1) The acceleration of the runner is [tex]-3.33 m/s^2[/tex]
2) The time taken is 4.38 h
3) The final velocity is 13.7 m/s north
4) Displacement: 10 m forward, distance: 40 m
Explanation:
1)
The acceleration of a body is given by the equation
[tex]a=\frac{v-u}{t}[/tex]
where
v is the final velocity
u is the initial velocity
t is the time taken for the velocity to change from u to v
For the runner in this problem, we have
u = 10 m/s
v = 0 (he comes to a stop)
t = 3 s
Substituting, we find
[tex]a=\frac{0-10}{3}=-3.33 m/s^2[/tex]
2)
The speed of an object in uniform motion is given by
[tex]v=\frac{d}{t}[/tex]
where
d is the distance covered
t is the time taken
For the car in this problem, we have:
d = 350 km (distance covered)
v = 80 km/h (speed)
Solving for t, we find the time required for the trip:
[tex]t=\frac{d}{v}=\frac{350}{80}=4.38 h[/tex]
3)
For an object in uniformly accelerated motion, we can use the following suvat equation:
[tex]v=u+at[/tex]
where
u is the initial velocity
v is the final velocity
a is the acceleration
t is the time
For the object in this problem, taking north as positive direction, we have
u = 5.0 m/s (initial velocity)
[tex]a=3.0 m/s^2[/tex] (acceleration)
And substituting t = 2.9 s, we find the final velocity:
[tex]v=5.0 + (3.0)(2.9)=13.7 m/s[/tex] (north)
4)
a) Displacement is a vector connecting the initial position to the final position of motion.
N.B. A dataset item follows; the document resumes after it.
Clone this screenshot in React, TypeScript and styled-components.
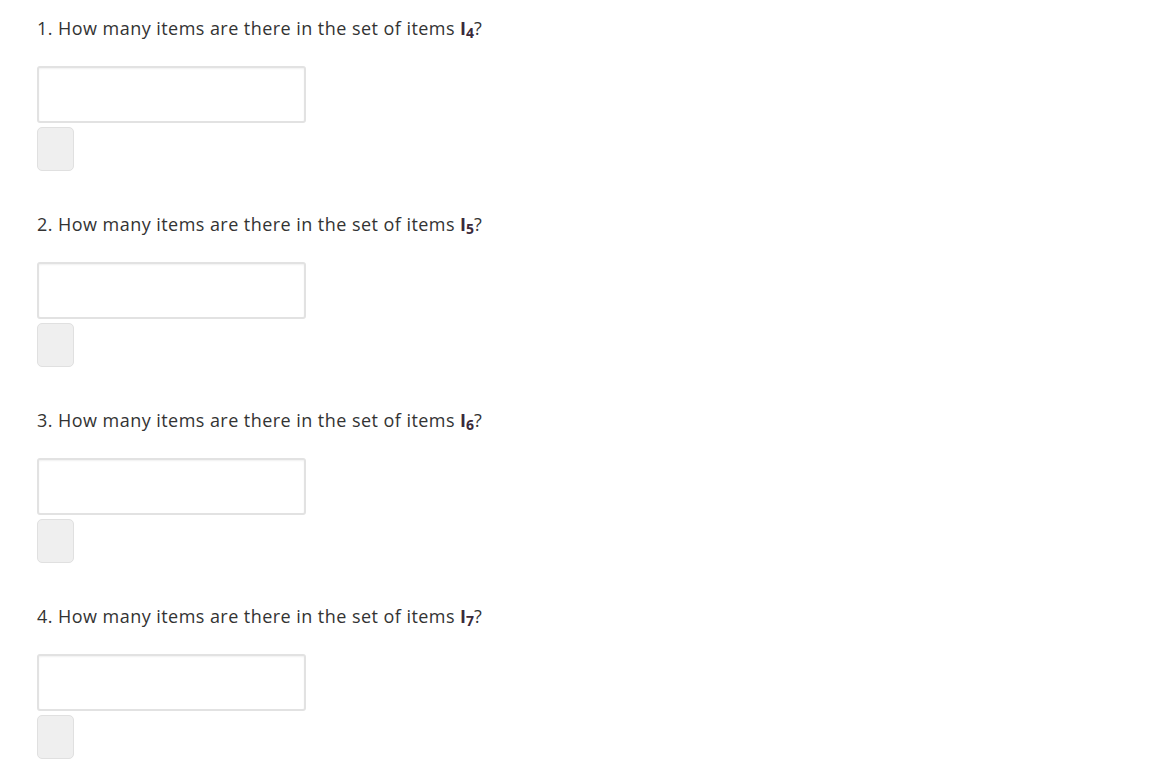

Its magnitude is equal to the shortest distance in a straight line between the initial and the final position.
In this problem, you walk 25 meters forward and then 15 meters backward: therefore, the final position is
x = 25 - 15 = +10 m (forward)
Therefore, the displacement is
[tex]\Delta x = +10 - 0 = +10 m[/tex] (forward)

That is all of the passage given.